Improvement came slowly for Freeman her first several months at UCSB. Then came the Big West Championships. “She went nuts,” Wilson said. “She shocked everybody.” Freeman won the 100- and 200-yard breaststrokes and was named the conference’s Freshman of the Year. She would go on to win both events all but once in the next three years-she was second in the 200 as a sophomore-and she set a Big West record of 2:09.12 while placing eighth in the 200 breast at the NCAA Championships last March.

“Katy’s focused, driven, and passionate,” Wilson said. The coach compares Freeman’s work ethic to that of Richard Schroeder, another late-blooming UCSB breaststroker, who went on to compete in two Olympic Games.

Freeman swam in the 2008 U.S. Olympic Trials and placed 10th in the 200-meter breast. At last summer’s U.S. Open in Minneapolis, she qualified for the 2009 World University Games in Belgrade, Serbia. At that meet last month, she took fifth in the 200 and sixth in the 100 breast, and she earned a gold medal for swimming the breaststroke leg with the winning U.S. team in the 400 medley relay.

That last race cost Freeman $200. She purchased one of the controversial Italian-made Jaked polyurethane swimsuits. “I didn’t want to be at a disadvantage,” she said. “I got a used suit, and I can’t even put into words what a difference it made. In the breaststroke, it’s about how fast you can go while gliding between strokes. The suit lets the water flow right past you. My time in the relay was three seconds faster than in the individual 100.”

FINA, the international swimming federation, allowed the new suits at last week’s World Championships in Rome, where 43 world records were demolished, but they will be banned in January. (“I’m glad FINA took a stand,” said Mary Jo Swalley, a longtime swimming official from Santa Barbara who is the head referee at this week’s U.S. Open in Federal Way, Washington. “It’s an economic issue as well as a fairness issue. We would have lost programs that couldn’t afford the suits.”)

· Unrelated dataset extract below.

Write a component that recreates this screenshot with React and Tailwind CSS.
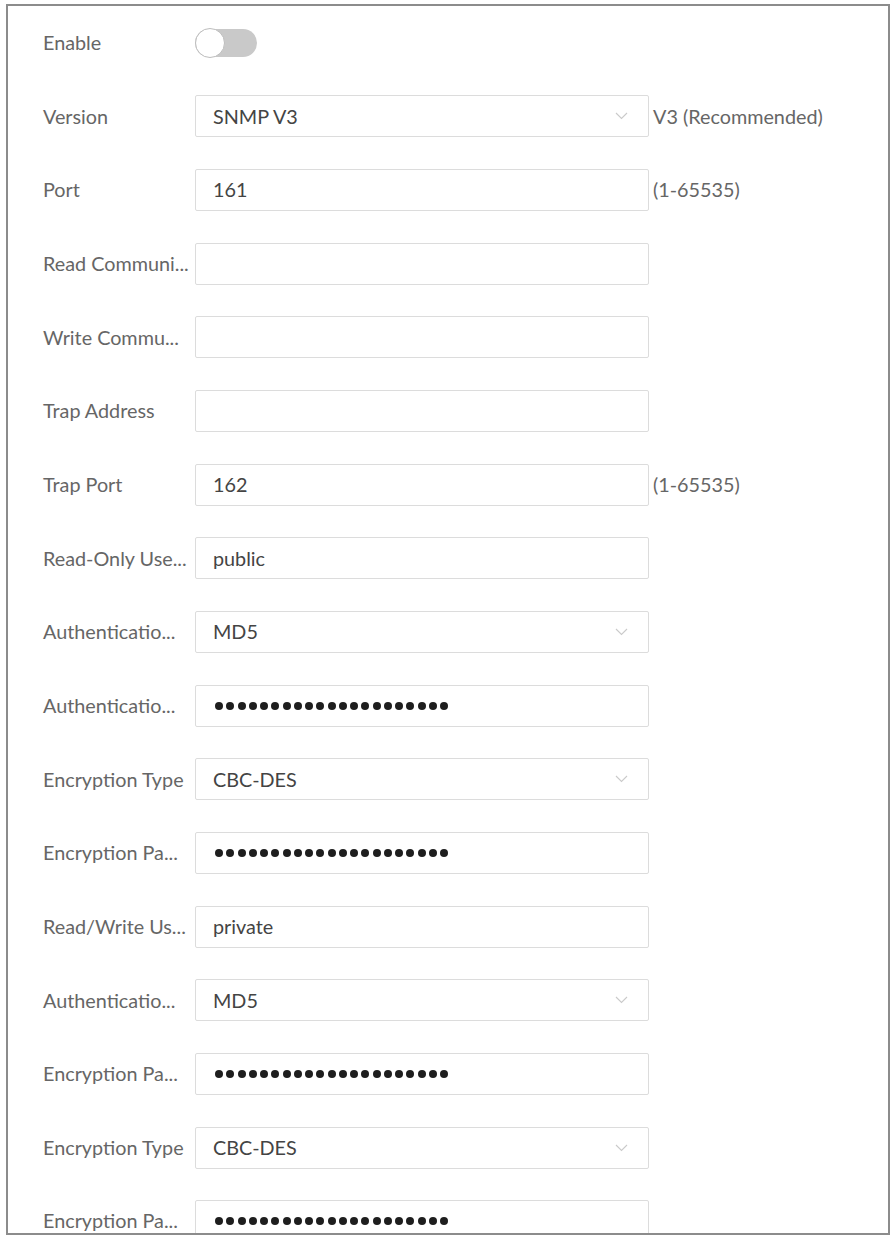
import React from "react";

const rows = [
  { label: "Version", type: "select", value: "SNMP V3", suffix: "V3 (Recommended)" },
  { label: "Port", type: "text", value: "161", suffix: "(1-65535)" },
  { label: "Read Communi...", type: "text", value: "" },
  { label: "Write Commu...", type: "text", value: "" },
  { label: "Trap Address", type: "text", value: "" },
  { label: "Trap Port", type: "text", value: "162", suffix: "(1-65535)" },
  { label: "Read-Only Use...", type: "text", value: "public" },
  { label: "Authenticatio...", type: "select", value: "MD5" },
  { label: "Authenticatio...", type: "password" },
  { label: "Encryption Type", type: "select", value: "CBC-DES" },
  { label: "Encryption Pa...", type: "password" },
  { label: "Read/Write Us...", type: "text", value: "private" },
  { label: "Authenticatio...", type: "select", value: "MD5" },
  { label: "Encryption Pa...", type: "password" },
  { label: "Encryption Type", type: "select", value: "CBC-DES" },
  { label: "Encryption Pa...", type: "password" },
];

function Dots() {
  return (
    <div className="flex gap-[3.25px] pl-[2px]">
      {Array.from({ length: 21 }).map((_, i) => (
        <div key={i} className="w-[8px] h-[8px] rounded-full bg-[#1e1e1e]" />
      ))}
    </div>
  );
}

function Chevron() {
  return (
    <svg width="13" height="8" viewBox="0 0 13 8" className="absolute right-[20px] top-1/2 -translate-y-1/2">
      <path d="M1 1 L6.5 6.5 L12 1" fill="none" stroke="#cacaca" strokeWidth="1.1" />
    </svg>
  );
}

function Field({ row }) {
  return (
    <div className="relative w-[454px] h-[42px] border border-[#dcdcdc] rounded-[2px] bg-white flex items-center pl-[17px] text-[#444]">
      {row.type === "password" ? <Dots /> : <span>{row.value}</span>}
      {row.type === "select" && <Chevron />}
    </div>
  );
}

export default function App() {
  return (
    <div className="w-[892px] h-[1237px] bg-white pt-[4px]" style={{ fontFamily: "Lato, 'Noto Sans', sans-serif" }}>
      <div className="ml-[6px] w-[884px] h-[1231px] border-2 border-[#8c8c8c] overflow-hidden text-[19.8px]">
        <div className="h-[73.67px] flex items-center pl-[35px]">
          <div className="w-[152px] text-[#666]">Enable</div>
          <div className="relative w-[62px] h-[28px] rounded-full bg-[#c9c9c9]">
            <div className="absolute left-0 top-[-1px] w-[30px] h-[30px] rounded-full bg-white border border-[#bdbdbd]" />
          </div>
        </div>
        {rows.map((row, i) => (
          <div key={i} className="h-[73.67px] flex items-center pl-[35px] shrink-0">
            <div className="w-[152px] text-[#666] whitespace-nowrap">{row.label}</div>
            <Field row={row} />
            {row.suffix && <div className="ml-[4px] text-[#666] whitespace-nowrap">{row.suffix}</div>}
          </div>
        ))}
      </div>
    </div>
  );
}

Freeman is competing in the U.S. Open for Wilson’s Santa Barbara Aquatics team. Besides the individual breaststrokes, she will swim in the medley relay with Gaucho teammates Naomi Javanifard, Katie Ure, and Anne Marie May. Javanifard recently won three silver medals in the Maccabiah Games in Israel. Another former Gaucho, freestyler Jason Lezak of Beijing Olympic fame, won four golds.

GAMES OF THE WEEK: The Santa Barbara Foresters will try to repeat as National Baseball Congress champions beginning tonight (Thu., Aug. 6) at Wichita, Kansas. Thirty-seven teams are vying for the crown. : The 49th annual Santa Barbara Golf Classic, a better-ball tournament, gets underway on Saturday at the S.B. Golf Club with defending champions Kevin Marsh and Todd Rogers of Las Vegas teeing off at 7:30 a.m. : Out of 68 soccer teams in the nationwide Premier Development League, the Ventura County Fusion and Chicago Fire PDL are the last two standing. They will square off for the championship at 7 p.m. on Saturday at Buena High in Ventura. The Fusion is loaded with Santa Barbara players, including Rodrigo Lopez; UCSB’s Daniel Barrera, Bryan Byrne, and Alfonso Motagalvan; and Westmont’s Dillon Barna. Fox Soccer Channel will televise the match at 7:30 p.m. on Tuesday, August 11. : Beach volleyball stars Todd Rogers (not the golfer) and Phil Dalhausser have returned home after winning tournaments in Austria and France with $86,000 in prize money. They will compete in the AVP Hermosa Beach Open this weekend. NBC will televise the men’s final at 1:30 p.m. on Sunday.